The book has a foreword by Dilip Kumar who preferred Rafi as his voice from the ’40s till the ’70s.
Extensive research is what makes this book about Mohammed Rafi a gem. His meeting with his favourite sportsman, boxer Mohammed Ali, gets mentioned in the book as does his generosity. He accepted to render his vocals for one rupee for Nisar Bazmi (who later migrated to Pakistan and became a legendary musician himself). Throughout the compilation, there are only errors when it comes to Rafi sahab’s religion i.e. Islam. She mentions Insha Allah instead of Masha Allah at the birth of baby Rafi and uses the term Naat instead of Hamd in another instance but besides that, there isn’t anything wrong with the narrative. Some of the chapters could have been merged to make the chronicle better but when you are a fan, nothing seems repetitive. The many photographs of Mohammed Rafi with his family, famous personalities and politicians bring him back to life and the writer must be commended for completing the task in an excellent manner.
1. Mohammed Rafi sang many songs for Amitabh Bachchan but he was most excited after singing ‘Chal Mere Bhai’ with Big B; he told his family that "Aaj hum ne superstar Amitabh Bachchan kay saath gaana gaya" without realizing that he himself was a superstar too!

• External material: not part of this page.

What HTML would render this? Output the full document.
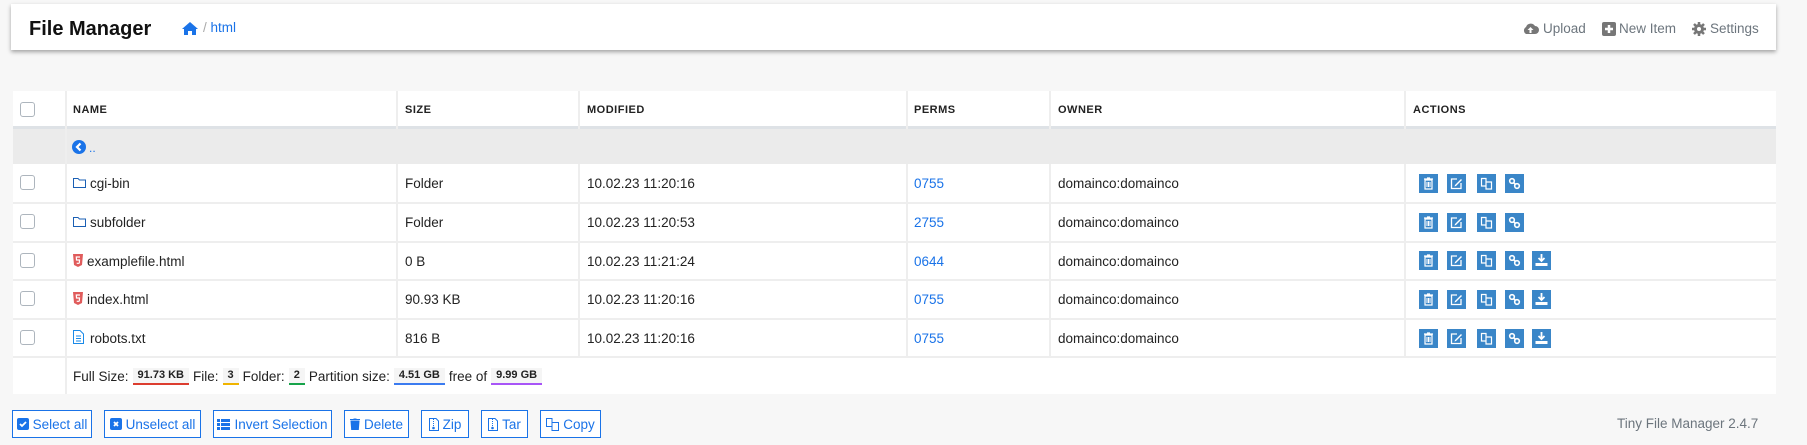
<!DOCTYPE html>
<html><head><meta charset="utf-8"><style>
*{box-sizing:border-box;margin:0;padding:0}
body{width:1807px;height:445px;background:#f7f7f7;font-family:"Liberation Sans",sans-serif;font-size:13.5px;color:#222;position:relative;overflow:hidden}
.a{position:absolute;white-space:nowrap}
.hdr{left:11px;top:4px;width:1765px;height:46px;background:#fff;box-shadow:0 2px 4px rgba(0,0,0,.35)}
.tbl{left:13px;top:91px;width:1763px;height:303px;background:#fff}
.hl{position:absolute;background:#eee}
.th{font-size:11px;font-weight:bold;letter-spacing:.5px;color:#222}
.cb{width:15px;height:15px;border:1px solid #adb5bd;border-radius:3px;background:#fff}
.btn{top:410px;height:28px;border:1px solid #1a73e8;color:#1a73e8;background:#fff;display:flex;align-items:center;justify-content:center;gap:4px;font-size:13.5px}
.bd{font-size:11px;font-weight:bold;padding:1px 5px 2px;background:#f5f5f5;border-bottom:2px solid}
.nav{color:#6c757d;font-size:13.5px}
.blue{color:#1a73e8}
</style></head><body>
<div class="a hdr"></div>
<div class="a" style="left:29px;top:18px;font-size:20px;font-weight:bold;color:#111">File Manager</div>
<svg class="a" style="left:181px;top:21px" width="18" height="15" viewBox="0 0 18 15"><path d="M9 1 L1 8 L3 8 L3 14 L7 14 L7 10 L11 10 L11 14 L15 14 L15 8 L17 8 Z" fill="#1a73e8"/></svg>
<div class="a" style="left:203px;top:20px;font-size:13.5px;color:#1a73e8"><span style="color:#aaa">/</span> html</div>
<svg class="a" style="left:1522px;top:22px" width="17" height="13" viewBox="0 0 17 13"><path d="M4 12 A4 4 0 0 1 4 5 A5 5 0 0 1 13 4 A4 4 0 0 1 13 12 Z" fill="#777"/><path d="M8.5 5 L5.5 8 L7.5 8 L7.5 11 L9.5 11 L9.5 8 L11.5 8 Z" fill="#fff"/></svg>
<div class="a nav" style="left:1543px;top:21px">Upload</div>
<svg class="a" style="left:1602px;top:22px" width="14" height="14"><rect width="14" height="14" rx="2" fill="#777"/><path d="M7 3V11M3 7H11" stroke="#fff" stroke-width="2.5"/></svg>
<div class="a nav" style="left:1619px;top:21px">New Item</div>
<svg class="a" style="left:1692px;top:22px" width="14" height="14" viewBox="0 0 14 14"><circle cx="7" cy="7" r="5" fill="#777"/><path d="M7 0V14M0 7H14M2 2L12 12M12 2L2 12" stroke="#777" stroke-width="2.5"/><circle cx="7" cy="7" r="2" fill="#fff"/></svg>
<div class="a nav" style="left:1710px;top:21px">Settings</div>

<div class="a tbl"></div>
<div class="a" style="left:13px;top:126px;width:1763px;height:3px;background:#dee2e6"></div>
<div class="a" style="left:13px;top:129px;width:1763px;height:35px;background:#ebebeb"></div>
<div class="hl" style="left:13px;top:202px;width:1763px;height:2px"></div>
<div class="hl" style="left:13px;top:241px;width:1763px;height:2px"></div>
<div class="hl" style="left:13px;top:279px;width:1763px;height:2px"></div>
<div class="hl" style="left:13px;top:318px;width:1763px;height:2px"></div>
<div class="hl" style="left:13px;top:356px;width:1763px;height:2px"></div>
<div class="hl" style="left:65px;top:91px;width:2px;height:303px"></div>
<div class="hl" style="left:396px;top:91px;width:2px;height:38px"></div><div class="hl" style="left:396px;top:164px;width:2px;height:193px"></div>
<div class="hl" style="left:578px;top:91px;width:2px;height:38px"></div><div class="hl" style="left:578px;top:164px;width:2px;height:193px"></div>
<div class="hl" style="left:906px;top:91px;width:2px;height:38px"></div><div class="hl" style="left:906px;top:164px;width:2px;height:193px"></div>
<div class="hl" style="left:1049px;top:91px;width:2px;height:38px"></div><div class="hl" style="left:1049px;top:164px;width:2px;height:193px"></div>
<div class="hl" style="left:1404px;top:91px;width:2px;height:38px"></div><div class="hl" style="left:1404px;top:164px;width:2px;height:193px"></div>

<div class="a cb" style="left:20px;top:102px"></div>
<div class="a th" style="left:73px;top:104px">NAME</div>
<div class="a th" style="left:405px;top:104px">SIZE</div>
<div class="a th" style="left:587px;top:104px">MODIFIED</div>
<div class="a th" style="left:914px;top:104px">PERMS</div>
<div class="a th" style="left:1058px;top:104px">OWNER</div>
<div class="a th" style="left:1413px;top:104px">ACTIONS</div>

<svg class="a" style="left:72px;top:140px" width="14" height="14"><circle cx="7" cy="7" r="7" fill="#1a73e8"/><path d="M8.5 3.5L5 7L8.5 10.5" stroke="#fff" stroke-width="2.2" fill="none"/></svg>
<div class="a blue" style="left:89px;top:141px;font-size:12px">..</div>

<div class="a cb" style="left:20px;top:175px"></div>
<svg class="a" style="left:73px;top:177px" width="13" height="11"><path d="M0.5 1.5H5L6.5 3H12.5V10.5H0.5Z" fill="none" stroke="#1a5fb4"/></svg>
<div class="a" style="left:90px;top:176px">cgi-bin</div>
<div class="a" style="left:405px;top:176px">Folder</div>
<div class="a" style="left:587px;top:176px">10.02.23 11:20:16</div>
<div class="a blue" style="left:914px;top:176px">0755</div>
<div class="a" style="left:1058px;top:176px">domainco:domainco</div>

<div class="a cb" style="left:20px;top:214px"></div>
<svg class="a" style="left:73px;top:216px" width="13" height="11"><path d="M0.5 1.5H5L6.5 3H12.5V10.5H0.5Z" fill="none" stroke="#1a5fb4"/></svg>
<div class="a" style="left:90px;top:215px">subfolder</div>
<div class="a" style="left:405px;top:215px">Folder</div>
<div class="a" style="left:587px;top:215px">10.02.23 11:20:53</div>
<div class="a blue" style="left:914px;top:215px">2755</div>
<div class="a" style="left:1058px;top:215px">domainco:domainco</div>

<div class="a cb" style="left:20px;top:253px"></div>
<svg class="a" style="left:73px;top:254px" width="10" height="13"><path d="M0 0H10L9 11L5 13L1 11Z" fill="#e05c5c"/><path d="M7 3H3.3L3.5 6H6.5L6.3 9L5 9.5L3.7 9" stroke="#fff" stroke-width="1.2" fill="none"/></svg>
<div class="a" style="left:87px;top:254px">examplefile.html</div>
<div class="a" style="left:405px;top:254px">0 B</div>
<div class="a" style="left:587px;top:254px">10.02.23 11:21:24</div>
<div class="a blue" style="left:914px;top:254px">0644</div>
<div class="a" style="left:1058px;top:254px">domainco:domainco</div>

<div class="a cb" style="left:20px;top:291px"></div>
<svg class="a" style="left:73px;top:292px" width="10" height="13"><path d="M0 0H10L9 11L5 13L1 11Z" fill="#e05c5c"/><path d="M7 3H3.3L3.5 6H6.5L6.3 9L5 9.5L3.7 9" stroke="#fff" stroke-width="1.2" fill="none"/></svg>
<div class="a" style="left:87px;top:292px">index.html</div>
<div class="a" style="left:405px;top:292px">90.93 KB</div>
<div class="a" style="left:587px;top:292px">10.02.23 11:20:16</div>
<div class="a blue" style="left:914px;top:292px">0755</div>
<div class="a" style="left:1058px;top:292px">domainco:domainco</div>

<div class="a cb" style="left:20px;top:330px"></div>
<svg class="a" style="left:73px;top:330px" width="11" height="14"><path d="M0.5 0.5H7L10.5 4V13.5H0.5Z" fill="none" stroke="#1a8ae8"/><path d="M3 6H8M3 8.5H8M3 11H8" stroke="#1a8ae8"/></svg>
<div class="a" style="left:90px;top:331px">robots.txt</div>
<div class="a" style="left:405px;top:331px">816 B</div>
<div class="a" style="left:587px;top:331px">10.02.23 11:20:16</div>
<div class="a blue" style="left:914px;top:331px">0755</div>
<div class="a" style="left:1058px;top:331px">domainco:domainco</div>

<svg width="0" height="0" style="position:absolute"><defs>
<g id="tr"><rect width="19" height="19" fill="#3a86c8"/><path d="M6 6H13V15H6Z M5 5H14M8 4H11" stroke="#fff" stroke-width="1.2" fill="none"/><path d="M8 8V13M9.5 8V13M11 8V13" stroke="#fff"/></g>
<g id="ed"><rect width="19" height="19" fill="#3a86c8"/><path d="M10 5H4.5V14.5H14V9" stroke="#fff" stroke-width="1.3" fill="none"/><path d="M8 11L14 5L15 6L9 12L7.5 12.5Z" fill="#fff"/></g>
<g id="cp"><rect width="19" height="19" fill="#3a86c8"/><path d="M4.5 4.5H9V12H4.5Z M9 8H14.5V15H9Z" stroke="#fff" stroke-width="1.2" fill="none"/></g>
<g id="ln"><rect width="19" height="19" fill="#3a86c8"/><circle cx="7" cy="7" r="2.3" stroke="#fff" stroke-width="1.6" fill="none"/><circle cx="12" cy="12" r="2.3" stroke="#fff" stroke-width="1.6" fill="none"/><path d="M8.5 8.5L10.5 10.5" stroke="#fff" stroke-width="1.6"/></g>
<g id="dl"><rect width="19" height="19" fill="#3a86c8"/><path d="M9.5 3V9M6.5 7L9.5 10L12.5 7" stroke="#fff" stroke-width="1.8" fill="none"/><rect x="3.5" y="12" width="12" height="3" fill="#fff"/></g>
</defs></svg>
<svg class="a" style="left:1419px;top:174px" width="140" height="19"><use href="#tr"/><use href="#ed" x="28"/><use href="#cp" x="58"/><use href="#ln" x="86"/></svg>
<svg class="a" style="left:1419px;top:213px" width="140" height="19"><use href="#tr"/><use href="#ed" x="28"/><use href="#cp" x="58"/><use href="#ln" x="86"/></svg>
<svg class="a" style="left:1419px;top:251px" width="140" height="19"><use href="#tr"/><use href="#ed" x="28"/><use href="#cp" x="58"/><use href="#ln" x="86"/><use href="#dl" x="113"/></svg>
<svg class="a" style="left:1419px;top:290px" width="140" height="19"><use href="#tr"/><use href="#ed" x="28"/><use href="#cp" x="58"/><use href="#ln" x="86"/><use href="#dl" x="113"/></svg>
<svg class="a" style="left:1419px;top:329px" width="140" height="19"><use href="#tr"/><use href="#ed" x="28"/><use href="#cp" x="58"/><use href="#ln" x="86"/><use href="#dl" x="113"/></svg>

<div class="a" style="left:73px;top:368px;font-size:13.5px;display:flex;align-items:center;gap:4px">
Full Size: <span class="bd" style="border-color:#dc3d2f">91.73 KB</span> File: <span class="bd" style="border-color:#f0b400">3</span> Folder: <span class="bd" style="border-color:#17a34a">2</span> Partition size: <span class="bd" style="border-color:#3b7bf0">4.51 GB</span> free of <span class="bd" style="border-color:#a855f7">9.99 GB</span>
</div>

<div class="a btn" style="left:12px;width:80px"><svg width="12" height="12"><rect width="12" height="12" rx="2" fill="#1a73e8"/><path d="M3 6L5 8L9 4" stroke="#fff" stroke-width="1.8" fill="none"/></svg>Select all</div>
<div class="a btn" style="left:104px;width:97px"><svg width="12" height="12"><rect width="12" height="12" rx="2" fill="#1a73e8"/><path d="M4 4L8 8M8 4L4 8" stroke="#fff" stroke-width="1.8"/></svg>Unselect all</div>
<div class="a btn" style="left:213px;width:119px"><svg width="13" height="11"><path d="M0 0H3V3H0ZM4 0H13V3H4ZM0 4H3V7H0ZM4 4H13V7H4ZM0 8H3V11H0ZM4 8H13V11H4Z" fill="#1a73e8"/></svg>Invert Selection</div>
<div class="a btn" style="left:344px;width:65px"><svg width="10" height="12"><path d="M0 1.5H10M3.5 0H6.5M1 3H9L8.3 12H1.7Z" stroke="#1a73e8" fill="#1a73e8"/></svg>Delete</div>
<div class="a btn" style="left:421px;width:48px"><svg width="10" height="13"><path d="M0.5 0.5H7L9.5 3V12.5H0.5Z" fill="none" stroke="#1a73e8"/><path d="M4.5 1V8" stroke="#1a73e8" stroke-dasharray="1 1"/><circle cx="4.5" cy="10" r="1.3" fill="#1a73e8"/></svg>Zip</div>
<div class="a btn" style="left:481px;width:47px"><svg width="10" height="13"><path d="M0.5 0.5H7L9.5 3V12.5H0.5Z" fill="none" stroke="#1a73e8"/><path d="M4.5 1V8" stroke="#1a73e8" stroke-dasharray="1 1"/><circle cx="4.5" cy="10" r="1.3" fill="#1a73e8"/></svg>Tar</div>
<div class="a btn" style="left:540px;width:61px"><svg width="13" height="13"><path d="M0.5 0.5H6V8.5H0.5Z M6 4.5H12.5V12.5H6Z" stroke="#1a73e8" fill="none"/></svg>Copy</div>

<div class="a" style="left:1617px;top:416px;font-size:13.5px;color:#6c757d">Tiny File Manager 2.4.7</div>
</body></html>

2. Kishore Kumar held his contemporary in high regard; he instructed comedian/singer Sudesh Bhosle never to make fun of three people - K.L. Sehgal, Sanjeev Kumar and Mohammed Rafi.
3. Mohammed Rafi rendered 396 songs for music composers Laxmikant - Pyarelal; Shankar-Jaikishan come second with 341 songs.
4. Although Lata Mangeshkar sang the most number of duets with Mohammed Rafi, the veteran sang the most duets with her younger sister Asha Bhosle.
5. During a concert in Pakistan in the 1960s, singer Masood Rana got upset when the locals loved Mohammad Rafi more; Madam Noor Jehan had to explain to the ‘Pakistani Rafi’ that it was impossible to imitate the veteran’s passionate rendering.
6. In his leisure time, in whose voice did the greatest playback singer of all time find solace? Our very own Mehdi Hassan and Ghulam Ali.